── DATA PROVIDED

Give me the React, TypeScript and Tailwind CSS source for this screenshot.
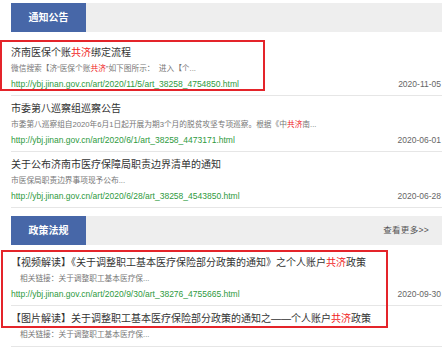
import React from "react";

type Item = {
    title: React.ReactNode;
    desc: React.ReactNode;
    url?: string;
    date?: string;
    indent?: boolean;
};

const Hi = ({ children }: { children: React.ReactNode }) => (
    <span className="text-[#f01c1c]">{children}</span>
);

const notices: Item[] = [
    {
        title: <>济南医保个账<Hi>共济</Hi>绑定流程</>,
        desc: <>微信搜索【济“医保个账<Hi>共济</Hi>”如下图所示：&nbsp;&nbsp;进入【个...</>,
        url: "http://ybj.jinan.gov.cn/art/2020/11/5/art_38258_4754850.html",
        date: "2020-11-05",
    },
    {
        title: "市委第八巡察组巡察公告",
        desc: <>市委第八巡察组自2020年6月1日起开展为期3个月的脱贫攻坚专项巡察。根据《中<Hi>共济</Hi>南...</>,
        url: "http://ybj.jinan.gov.cn/art/2020/6/1/art_38258_4473171.html",
        date: "2020-06-01",
    },
    {
        title: "关于公布济南市医疗保障局职责边界清单的通知",
        desc: "市医保局职责边界事项现予公布...",
        url: "http://ybj.jinan.gov.cn/art/2020/6/28/art_38258_4543850.html",
        date: "2020-06-28",
    },
];

const policies: Item[] = [
    {
        title: <>【视频解读】《关于调整职工基本医疗保险部分政策的通知》之个人账户<Hi>共济</Hi>政策</>,
        desc: "相关链接：关于调整职工基本医疗保...",
        url: "http://ybj.jinan.gov.cn/art/2020/9/30/art_38276_4755665.html",
        date: "2020-09-30",
        indent: true,
    },
    {
        title: <>【图片解读】关于调整职工基本医疗保险部分政策的通知之——个人账户<Hi>共济</Hi>政策</>,
        desc: "相关链接：关于调整职工基本医疗保...",
        indent: true,
    },
];

function SectionHeader({ label, more }: { label: string; more?: boolean }) {
    return (
        <div className="flex h-[29px] items-center justify-between bg-[#eeeeee]">
            <div className="flex h-full w-[75px] items-center justify-center bg-[#4767a8] text-[10px] font-bold text-white">
                {label}
            </div>
            {more && (
                <div className="pr-[13px] text-[8.5px] tracking-[0.3px] text-[#555555]">查看更多&gt;&gt;</div>
            )}
        </div>
    );
}

function Row({ item }: { item: Item }) {
    return (
        <div className="border-b border-[#e6e6e6] pt-[6px] pb-[5px]">
            <div className="whitespace-nowrap text-[10px] leading-[14px] text-[#333333]">{item.title}</div>
            <div className={"mt-[3px] whitespace-nowrap text-[7.7px] leading-[12px] text-[#777777] " + (item.indent ? "pl-[9px]" : "")}>
                {item.desc}
            </div>
            {item.url && (
                <div className="mt-[3px] flex items-center justify-between text-[8.5px] leading-[12px]">
                    <span className="text-[#2e9a40]">{item.url}</span>
                    <span className="pr-[1px] text-[#666666]">{item.date}</span>
                </div>
            )}
        </div>
    );
}

export default function App() {
    return (
        <div className="relative h-[347px] w-[442px] overflow-hidden bg-white font-['Liberation_Sans','Noto_Sans_CJK_SC',sans-serif]">
            <div className="pl-[11px] pt-[3px]">
                <SectionHeader label="通知公告" />
                <div className="mt-[8px]">
                    {notices.map((n, i) => (
                        <Row key={i} item={n} />
                    ))}
                </div>
                <div className="mt-[8px]">
                    <SectionHeader label="政策法规" more />
                </div>
                <div className="mt-[5px]">
                    {policies.map((n, i) => (
                        <Row key={i} item={n} />
                    ))}
                </div>
            </div>

            {/* highlight boxes */}
            <div className="pointer-events-none absolute left-0 top-[40px] h-[51px] w-[265px] border-2 border-[#e4242a]"></div>
            <div className="pointer-events-none absolute left-[1px] top-[250px] h-[78px] w-[387px] border-2 border-[#e4242a]"></div>
        </div>
    );
}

────

• **GIVEN INSTRUCTION**: Identify each line containing the string "React" and copy it out.

• **TASK RESULT**:
Give me the React, TypeScript and Tailwind CSS source for this screenshot.
import React from "react";
    title: React.ReactNode;
    desc: React.ReactNode;
const Hi = ({ children }: { children: React.ReactNode }) => (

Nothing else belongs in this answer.